Yes, you're right, we are renting the place. Even so, there are a few things we've wanted to do since moving in and the landlord has been pretty groovy about them.
Anyway, one such project was replacing the upstairs kitchen faucet, which previously leaked and the faucet head was too low to get anything big (like a kettle) underneath. We picked out the least costly model that had the bells and whistles we needed. Props to Paul for rocking the install.
Turns out, the people at Peerless have not only got smart management but also a healthy sense of humor. Paul and I laughed our way through the instructions, and I sure have to admit that I'm far more likely to buy another one of their products because of it.

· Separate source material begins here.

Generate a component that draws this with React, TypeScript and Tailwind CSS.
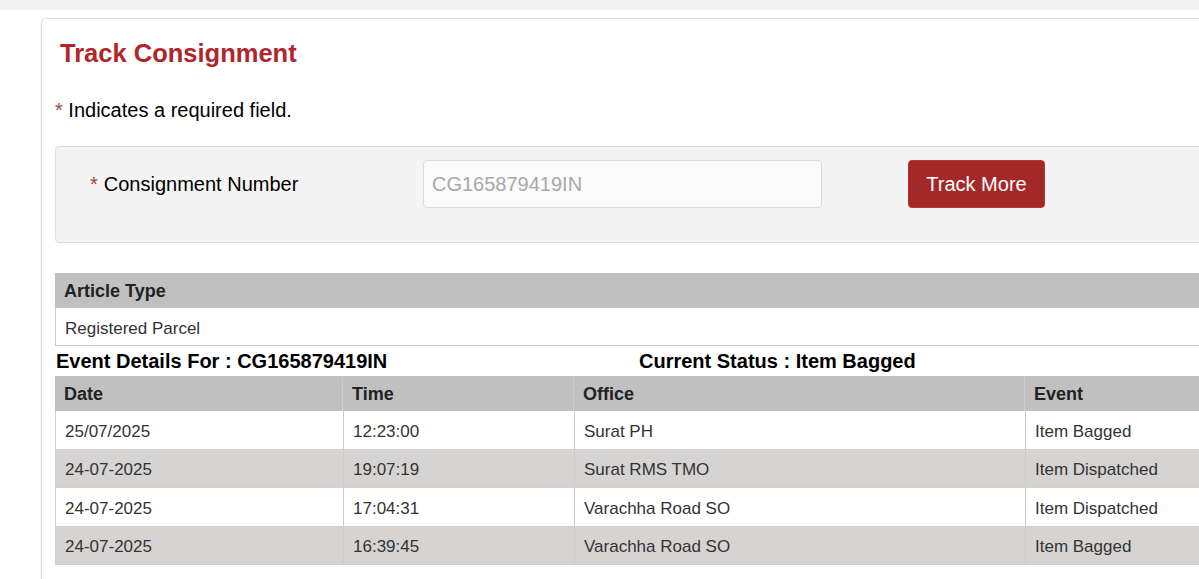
import React from 'react';

type TrackEvent = {
  date: string;
  time: string;
  office: string;
  event: string;
};

const events: TrackEvent[] = [
  { date: '25/07/2025', time: '12:23:00', office: 'Surat PH', event: 'Item Bagged' },
  { date: '24-07-2025', time: '19:07:19', office: 'Surat RMS TMO', event: 'Item Dispatched' },
  { date: '24-07-2025', time: '17:04:31', office: 'Varachha Road SO', event: 'Item Dispatched' },
  { date: '24-07-2025', time: '16:39:45', office: 'Varachha Road SO', event: 'Item Bagged' },
];

export default function App() {
  return (
    <div className="h-[579px] w-[1199px] overflow-hidden bg-white font-['Liberation_Sans',Arial,sans-serif]">
      {/* top strip */}
      <div className="h-[10px] bg-[#f4f4f4]" />

      <div className="pl-[41px] pt-[8px]">
        <div className="w-[1196px] min-h-[600px] rounded-tl-[5px] border-l border-t border-[#dedede] bg-white px-[13px] pt-[18px] shadow-[0_0_2px_rgba(0,0,0,0.08)]">
          {/* Title */}
          <h1 className="ml-[5px] h-[32px] text-[25.5px] font-bold leading-[32px] text-[#b0262b]">
            Track Consignment
          </h1>

          <p className="mt-[29px] h-[24px] text-[20px] leading-[24px] text-black">
            <span className="text-[#a94442]">*</span> Indicates a required field.
          </p>

          {/* Search form */}
          <div className="mt-[24px] flex h-[97px] w-[1168px] items-start rounded-[4px] border border-[#dddddd] bg-[#f4f4f4] pl-[34px] pt-[13px]">
            <label className="flex h-[48px] w-[333px] items-center text-[20px] text-black">
              <span className="mr-[6px] text-[#a94442]">*</span>
              Consignment Number
            </label>
            <input
              type="text"
              placeholder="CG165879419IN"
              className="h-[48px] w-[399px] rounded-[4px] border border-[#dcdcdc] bg-[#fbfbfb] pl-[8px] text-[20px] text-[#333] outline-none placeholder:text-[#a8a8a8]"
            />
            <button className="ml-[86px] h-[48px] w-[137px] rounded-[4px] border border-[#b83232] bg-[#a52828] text-[20px] text-white">
              Track More
            </button>
          </div>

          {/* Article type */}
          <div className="mt-[30px] w-[1168px]">
            <div className="flex h-[35px] items-center bg-[#c0c0c0] pl-[9px] pt-[1px] text-[18px] font-bold text-[#222]">
              Article Type
            </div>
            <div className="flex h-[38px] items-center border-b border-l border-[#cccccc] pl-[9px] pt-[4px] text-[17px] text-[#333]">
              Registered Parcel
            </div>
          </div>

          {/* Event heading */}
          <div className="flex h-[30px] w-[1168px] items-center text-[20px] font-bold text-black">
            <div className="w-1/2 pl-[1px]">Event Details For : CG165879419IN</div>
            <div className="w-1/2">Current Status : Item Bagged</div>
          </div>

          {/* Events table */}
          <div className="w-[1168px]">
            <div className="grid h-[35px] grid-cols-[288px_231px_451px_198px] bg-[#c0c0c0] pt-[1px] text-[18px] font-bold text-[#222]">
              <div className="flex items-center border-r border-[#cdcdcd] pl-[9px]">Date</div>
              <div className="flex items-center border-r border-[#cdcdcd] pl-[9px]">Time</div>
              <div className="flex items-center border-r border-[#cdcdcd] pl-[9px]">Office</div>
              <div className="flex items-center pl-[9px]">Event</div>
            </div>
            {events.map((ev, i) => (
              <div
                key={i}
                className={
                  'grid h-[38.5px] grid-cols-[288px_231px_451px_198px] border-b border-l border-[#d0d0d0] text-[17px] text-[#333] ' +
                  (i % 2 === 1 ? 'bg-[#d6d3d3]' : 'bg-white')
                }
              >
                <div className="flex items-center border-r border-[#cccccc] pl-[9px] pt-[3px]">{ev.date}</div>
                <div className="flex items-center border-r border-[#cccccc] pl-[9px] pt-[3px]">{ev.time}</div>
                <div className="flex items-center border-r border-[#cccccc] pl-[9px] pt-[3px]">{ev.office}</div>
                <div className="flex items-center pl-[9px] pt-[3px]">{ev.event}</div>
              </div>
            ))}
          </div>
        </div>
      </div>
    </div>
  );
}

Since this shouldn't be limited only to people seeking the thrills of faucet replacement:
"The hardest thing about putting a new faucet in is getting the old one out.... Good luck to you, and may all your coupling nuts turn freely.
Did any water come out? No? Good. It wasn't supposed to....
Again, this may take an adjustable wrench or pliers (and if you like, a few mild curses)....
Watch out for falling rust. That stuff is no fun to get in your eyes, and even less fun to get in your mouth.... [next step]Spit and drink a pop. See? We told you it was no fun to get that stuff in your mouth....
Have you banged your knuckles on the pipes yet? If so, congratulations. Get out from under the sink, apply a bandage and move on....
In a best-case scenario, the faucet will come right out. In a could-be-better-case scenario, the faucet will just sort of sit there, snickering at you."
Also, there was never a step 2. Just step 1A, 1B, and so on.
Wouldn't it be neat if the Peerless people wrote tax forms?